Comprehensive Summary
This retrospective, multicenter study asked whether a two-stage machine learning–based pipeline, which first predicts the duration of surgery (DOS) and then optimizes operating room schedules, could reduce overutilization and underutilization in total hip and knee arthroplasty scheduling compared with traditional mean-based scheduling. Using a multilayer perceptron (MLP) model trained on ACS NSQIP data, researchers predicted DOS for 302,490 TKA and 196,942 THA cases, then fed those predictions into three alternative integer-linear-programming scheduling formulations to construct weekly elective surgery schedules under realistic clinical constraints. The models were trained on 2014-2017 data, tuned on 2018, and evaluated on 2019 procedures. Preprocessing included extracting 33 preoperative patient features and rounding predicted completion times to 10- or 15-minute blocks. Schedules generated with ML predictions, historical mean DOS values, and true DOS (hindsight upper bound) were compared across >100 simulated weekly cycles. The best-performing formulation (MSSP: one surgeon per room per day) achieved consistent reductions in overtime of approximately 300–500 minutes per simulated week (P<.001) relative to mean-based schedules, though with modest increases in underutilization. Across schedule parameters, the two-stage method outperformed mean scheduling in >80% of simulated weeks and >90% of weeks when using 15-minute granularity. The analysis showed that the “Any” formulation yielded the poorest performance across parameter sets, while the MSSP and Split formulations produced significantly less overtime and avoided cascading errors arising from DOS underestimation.
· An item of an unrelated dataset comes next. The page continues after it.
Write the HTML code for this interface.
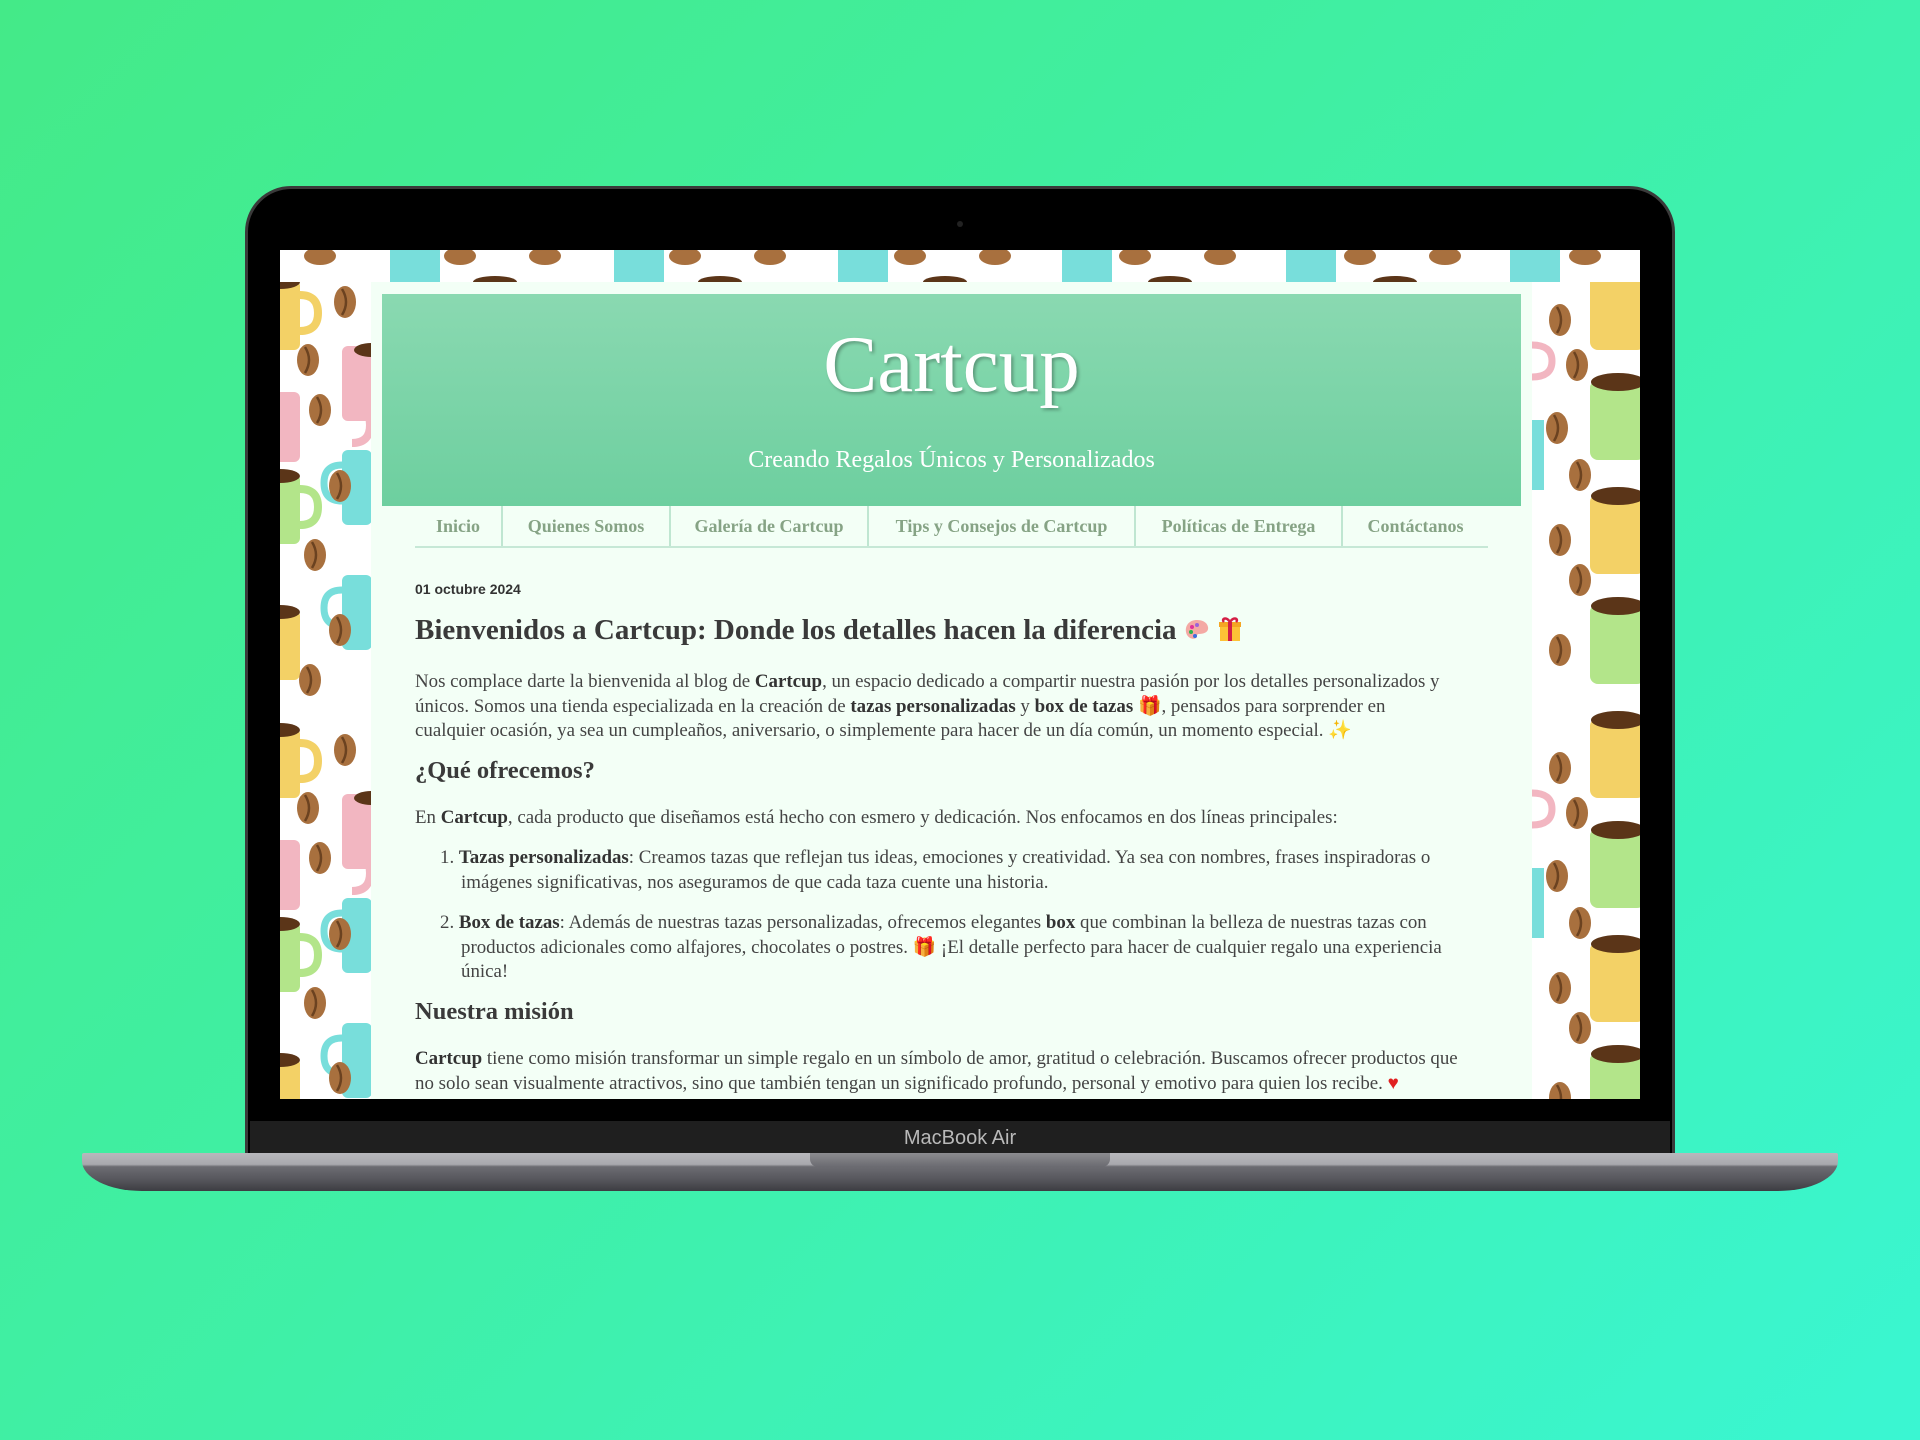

Secondary analyses demonstrated that schedule granularity and surgeon waitlist size significantly influenced underutilization, with less unused time observed when using 15-minute blocks and waitlists ≥500 cases. Although hindsight schedules, using perfect DOS information, generated near-ideal performance, neither the ML-based nor the mean-based methods matched this upper bound. Limitations included reliance solely on preoperative features, potential selection bias, lack of surgeon-specific operative patterns, absence of bed and staffing constraints, and incomplete fairness or subgroup analyses. External validation was not performed, and findings primarily reflect simulation-based performance rather than real-world operational outcomes.
Outcomes and Implications
This study suggests that patient-specific MLP DOS predictions, when integrated with realistic scheduling optimization, can meaningfully improve operating room efficiency and reduce overtime in high-volume orthopedic centers. The two-stage pipeline has the potential to support more predictable operative days, better alignment of surgeon block time, and downstream benefits in staffing, cost containment, and throughput. In practice, such a system could be embedded into hospital scheduling software to generate weekly block assignments using surgeon-specific waitlists, allowing teams to anticipate staffing needs, minimize late-day overruns, and improve workflow reliability. However, translation into routine clinical operations will require better DOS prediction accuracy, potentially incorporating institution-specific factors, surgeon-level data, and real-time adjustments, along with prospective validation in live scheduling environments. Even so, the findings highlight how ML-enhanced planning tools could help health systems facing rising surgical volume and constrained resources by enabling more efficient, data-driven allocation of operating room time.